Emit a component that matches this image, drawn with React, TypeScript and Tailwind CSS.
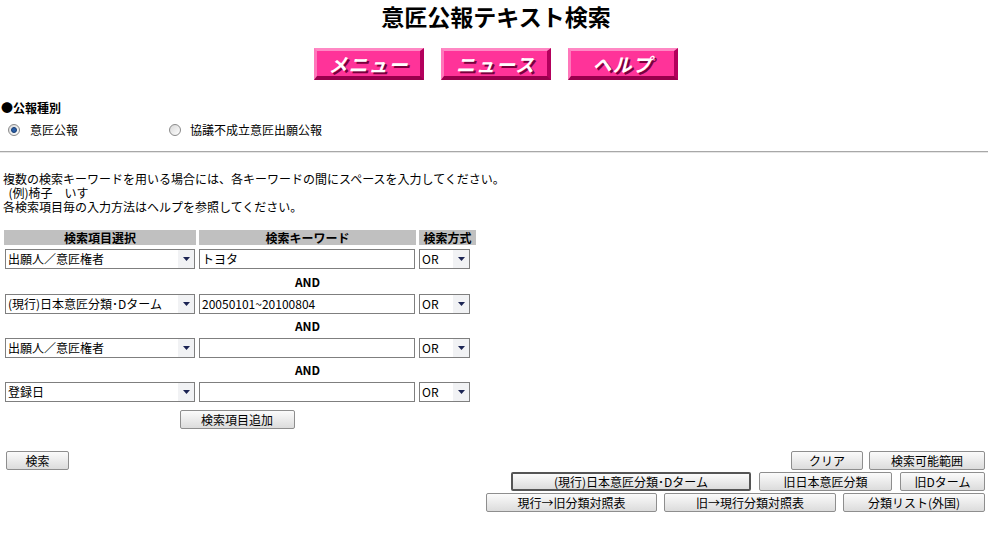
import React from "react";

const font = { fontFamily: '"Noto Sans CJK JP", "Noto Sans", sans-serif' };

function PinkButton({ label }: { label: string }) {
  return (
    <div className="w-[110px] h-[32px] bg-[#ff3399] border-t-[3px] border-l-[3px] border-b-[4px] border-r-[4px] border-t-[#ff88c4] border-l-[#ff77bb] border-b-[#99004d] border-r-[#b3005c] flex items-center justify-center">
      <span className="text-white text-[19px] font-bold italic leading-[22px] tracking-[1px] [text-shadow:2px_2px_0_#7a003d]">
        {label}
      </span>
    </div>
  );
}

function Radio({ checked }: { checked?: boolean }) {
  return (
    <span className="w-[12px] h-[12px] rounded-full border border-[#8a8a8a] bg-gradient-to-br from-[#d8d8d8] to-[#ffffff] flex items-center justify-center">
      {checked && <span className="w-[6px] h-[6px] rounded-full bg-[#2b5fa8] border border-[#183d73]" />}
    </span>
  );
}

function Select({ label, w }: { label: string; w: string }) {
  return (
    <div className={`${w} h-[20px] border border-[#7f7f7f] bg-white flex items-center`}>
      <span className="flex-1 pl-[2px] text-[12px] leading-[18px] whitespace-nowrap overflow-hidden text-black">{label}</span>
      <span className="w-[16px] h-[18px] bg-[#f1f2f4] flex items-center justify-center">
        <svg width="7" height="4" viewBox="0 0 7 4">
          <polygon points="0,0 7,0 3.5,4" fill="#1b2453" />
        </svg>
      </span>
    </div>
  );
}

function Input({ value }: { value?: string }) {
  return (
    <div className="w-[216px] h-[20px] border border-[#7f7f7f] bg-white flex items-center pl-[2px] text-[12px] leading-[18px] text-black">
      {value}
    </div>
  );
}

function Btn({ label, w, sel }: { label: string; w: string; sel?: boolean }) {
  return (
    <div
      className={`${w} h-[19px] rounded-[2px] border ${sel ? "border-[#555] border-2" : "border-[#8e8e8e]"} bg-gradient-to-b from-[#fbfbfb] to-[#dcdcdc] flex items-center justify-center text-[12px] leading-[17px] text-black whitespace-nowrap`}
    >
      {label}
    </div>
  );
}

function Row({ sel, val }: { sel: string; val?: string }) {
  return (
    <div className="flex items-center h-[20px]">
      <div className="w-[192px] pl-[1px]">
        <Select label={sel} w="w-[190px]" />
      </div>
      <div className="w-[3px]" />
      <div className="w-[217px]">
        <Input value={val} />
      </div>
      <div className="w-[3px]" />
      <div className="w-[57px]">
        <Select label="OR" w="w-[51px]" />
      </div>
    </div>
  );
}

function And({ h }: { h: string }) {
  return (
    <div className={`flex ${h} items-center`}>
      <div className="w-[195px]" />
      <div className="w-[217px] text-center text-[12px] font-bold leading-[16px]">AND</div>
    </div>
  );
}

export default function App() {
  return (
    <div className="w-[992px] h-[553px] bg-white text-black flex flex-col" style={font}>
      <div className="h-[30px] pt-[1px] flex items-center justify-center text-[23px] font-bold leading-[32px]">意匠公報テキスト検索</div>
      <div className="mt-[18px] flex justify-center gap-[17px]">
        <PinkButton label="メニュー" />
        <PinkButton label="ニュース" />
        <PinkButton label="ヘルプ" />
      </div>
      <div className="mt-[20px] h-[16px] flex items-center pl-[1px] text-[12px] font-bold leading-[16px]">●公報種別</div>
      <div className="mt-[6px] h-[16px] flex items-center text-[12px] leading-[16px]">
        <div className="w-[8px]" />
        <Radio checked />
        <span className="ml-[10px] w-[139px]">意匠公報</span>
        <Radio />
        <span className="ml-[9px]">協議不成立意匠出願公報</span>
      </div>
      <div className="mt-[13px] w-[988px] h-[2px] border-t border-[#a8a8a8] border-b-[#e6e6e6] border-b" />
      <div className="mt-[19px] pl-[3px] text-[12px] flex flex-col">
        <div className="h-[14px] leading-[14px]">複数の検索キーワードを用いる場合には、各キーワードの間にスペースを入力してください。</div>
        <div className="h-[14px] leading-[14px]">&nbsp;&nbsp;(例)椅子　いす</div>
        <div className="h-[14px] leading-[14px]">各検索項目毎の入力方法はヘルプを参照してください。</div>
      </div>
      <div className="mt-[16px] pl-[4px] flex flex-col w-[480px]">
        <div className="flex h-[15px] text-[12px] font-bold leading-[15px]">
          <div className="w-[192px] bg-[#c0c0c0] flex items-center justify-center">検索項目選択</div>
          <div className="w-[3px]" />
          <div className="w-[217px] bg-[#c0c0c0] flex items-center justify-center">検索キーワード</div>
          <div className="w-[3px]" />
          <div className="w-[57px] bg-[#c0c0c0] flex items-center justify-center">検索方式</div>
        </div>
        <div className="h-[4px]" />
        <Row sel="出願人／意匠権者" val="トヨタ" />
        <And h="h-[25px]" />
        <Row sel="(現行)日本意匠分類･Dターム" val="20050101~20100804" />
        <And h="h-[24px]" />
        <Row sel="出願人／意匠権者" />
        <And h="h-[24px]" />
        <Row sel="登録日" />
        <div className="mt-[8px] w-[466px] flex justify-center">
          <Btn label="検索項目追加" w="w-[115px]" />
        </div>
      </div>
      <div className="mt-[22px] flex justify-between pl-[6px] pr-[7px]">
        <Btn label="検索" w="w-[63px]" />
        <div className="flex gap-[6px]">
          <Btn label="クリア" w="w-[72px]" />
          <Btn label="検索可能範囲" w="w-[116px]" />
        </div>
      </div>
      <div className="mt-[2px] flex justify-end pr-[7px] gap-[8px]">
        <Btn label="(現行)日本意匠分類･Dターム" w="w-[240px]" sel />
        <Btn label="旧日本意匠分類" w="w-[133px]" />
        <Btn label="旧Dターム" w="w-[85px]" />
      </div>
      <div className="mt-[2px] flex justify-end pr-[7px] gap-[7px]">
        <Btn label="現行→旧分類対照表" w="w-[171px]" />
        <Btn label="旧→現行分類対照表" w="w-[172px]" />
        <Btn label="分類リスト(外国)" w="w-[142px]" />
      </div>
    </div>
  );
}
——————
REQUEST
Write out each line again precisely as it appears, skipping every picture.

SOLUTION FOR THIS TASK
Emit a component that matches this image, drawn with React, TypeScript and Tailwind CSS.
import React from "react";

const font = { fontFamily: '"Noto Sans CJK JP", "Noto Sans", sans-serif' };

function PinkButton({ label }: { label: string }) {
  return (
    <div className="w-[110px] h-[32px] bg-[#ff3399] border-t-[3px] border-l-[3px] border-b-[4px] border-r-[4px] border-t-[#ff88c4] border-l-[#ff77bb] border-b-[#99004d] border-r-[#b3005c] flex items-center justify-center">
      <span className="text-white text-[19px] font-bold italic leading-[22px] tracking-[1px] [text-shadow:2px_2px_0_#7a003d]">
        {label}
      </span>
    </div>
  );
}

function Radio({ checked }: { checked?: boolean }) {
  return (
    <span className="w-[12px] h-[12px] rounded-full border border-[#8a8a8a] bg-gradient-to-br from-[#d8d8d8] to-[#ffffff] flex items-center justify-center">
      {checked && <span className="w-[6px] h-[6px] rounded-full bg-[#2b5fa8] border border-[#183d73]" />}
    </span>
  );
}

function Select({ label, w }: { label: string; w: string }) {
  return (
    <div className={`${w} h-[20px] border border-[#7f7f7f] bg-white flex items-center`}>
      <span className="flex-1 pl-[2px] text-[12px] leading-[18px] whitespace-nowrap overflow-hidden text-black">{label}</span>
      <span className="w-[16px] h-[18px] bg-[#f1f2f4] flex items-center justify-center">
        <svg width="7" height="4" viewBox="0 0 7 4">
          <polygon points="0,0 7,0 3.5,4" fill="#1b2453" />
        </svg>
      </span>
    </div>
  );
}

function Input({ value }: { value?: string }) {
  return (
    <div className="w-[216px] h-[20px] border border-[#7f7f7f] bg-white flex items-center pl-[2px] text-[12px] leading-[18px] text-black">
      {value}
    </div>
  );
}

function Btn({ label, w, sel }: { label: string; w: string; sel?: boolean }) {
  return (
    <div
      className={`${w} h-[19px] rounded-[2px] border ${sel ? "border-[#555] border-2" : "border-[#8e8e8e]"} bg-gradient-to-b from-[#fbfbfb] to-[#dcdcdc] flex items-center justify-center text-[12px] leading-[17px] text-black whitespace-nowrap`}
    >
      {label}
    </div>
  );
}

function Row({ sel, val }: { sel: string; val?: string }) {
  return (
    <div className="flex items-center h-[20px]">
      <div className="w-[192px] pl-[1px]">
        <Select label={sel} w="w-[190px]" />
      </div>
      <div className="w-[3px]" />
      <div className="w-[217px]">
        <Input value={val} />
      </div>
      <div className="w-[3px]" />
      <div className="w-[57px]">
        <Select label="OR" w="w-[51px]" />
      </div>
    </div>
  );
}

function And({ h }: { h: string }) {
  return (
    <div className={`flex ${h} items-center`}>
      <div className="w-[195px]" />
      <div className="w-[217px] text-center text-[12px] font-bold leading-[16px]">AND</div>
    </div>
  );
}

export default function App() {
  return (
    <div className="w-[992px] h-[553px] bg-white text-black flex flex-col" style={font}>
      <div className="h-[30px] pt-[1px] flex items-center justify-center text-[23px] font-bold leading-[32px]">意匠公報テキスト検索</div>
      <div className="mt-[18px] flex justify-center gap-[17px]">
        <PinkButton label="メニュー" />
        <PinkButton label="ニュース" />
        <PinkButton label="ヘルプ" />
      </div>
      <div className="mt-[20px] h-[16px] flex items-center pl-[1px] text-[12px] font-bold leading-[16px]">●公報種別</div>
      <div className="mt-[6px] h-[16px] flex items-center text-[12px] leading-[16px]">
        <div className="w-[8px]" />
        <Radio checked />
        <span className="ml-[10px] w-[139px]">意匠公報</span>
        <Radio />
        <span className="ml-[9px]">協議不成立意匠出願公報</span>
      </div>
      <div className="mt-[13px] w-[988px] h-[2px] border-t border-[#a8a8a8] border-b-[#e6e6e6] border-b" />
      <div className="mt-[19px] pl-[3px] text-[12px] flex flex-col">
        <div className="h-[14px] leading-[14px]">複数の検索キーワードを用いる場合には、各キーワードの間にスペースを入力してください。</div>
        <div className="h-[14px] leading-[14px]">&nbsp;&nbsp;(例)椅子　いす</div>
        <div className="h-[14px] leading-[14px]">各検索項目毎の入力方法はヘルプを参照してください。</div>
      </div>
      <div className="mt-[16px] pl-[4px] flex flex-col w-[480px]">
        <div className="flex h-[15px] text-[12px] font-bold leading-[15px]">
          <div className="w-[192px] bg-[#c0c0c0] flex items-center justify-center">検索項目選択</div>
          <div className="w-[3px]" />
          <div className="w-[217px] bg-[#c0c0c0] flex items-center justify-center">検索キーワード</div>
          <div className="w-[3px]" />
          <div className="w-[57px] bg-[#c0c0c0] flex items-center justify-center">検索方式</div>
        </div>
        <div className="h-[4px]" />
        <Row sel="出願人／意匠権者" val="トヨタ" />
        <And h="h-[25px]" />
        <Row sel="(現行)日本意匠分類･Dターム" val="20050101~20100804" />
        <And h="h-[24px]" />
        <Row sel="出願人／意匠権者" />
        <And h="h-[24px]" />
        <Row sel="登録日" />
        <div className="mt-[8px] w-[466px] flex justify-center">
          <Btn label="検索項目追加" w="w-[115px]" />
        </div>
      </div>
      <div className="mt-[22px] flex justify-between pl-[6px] pr-[7px]">
        <Btn label="検索" w="w-[63px]" />
        <div className="flex gap-[6px]">
          <Btn label="クリア" w="w-[72px]" />
          <Btn label="検索可能範囲" w="w-[116px]" />
        </div>
      </div>
      <div className="mt-[2px] flex justify-end pr-[7px] gap-[8px]">
        <Btn label="(現行)日本意匠分類･Dターム" w="w-[240px]" sel />
        <Btn label="旧日本意匠分類" w="w-[133px]" />
        <Btn label="旧Dターム" w="w-[85px]" />
      </div>
      <div className="mt-[2px] flex justify-end pr-[7px] gap-[7px]">
        <Btn label="現行→旧分類対照表" w="w-[171px]" />
        <Btn label="旧→現行分類対照表" w="w-[172px]" />
        <Btn label="分類リスト(外国)" w="w-[142px]" />
      </div>
    </div>
  );
}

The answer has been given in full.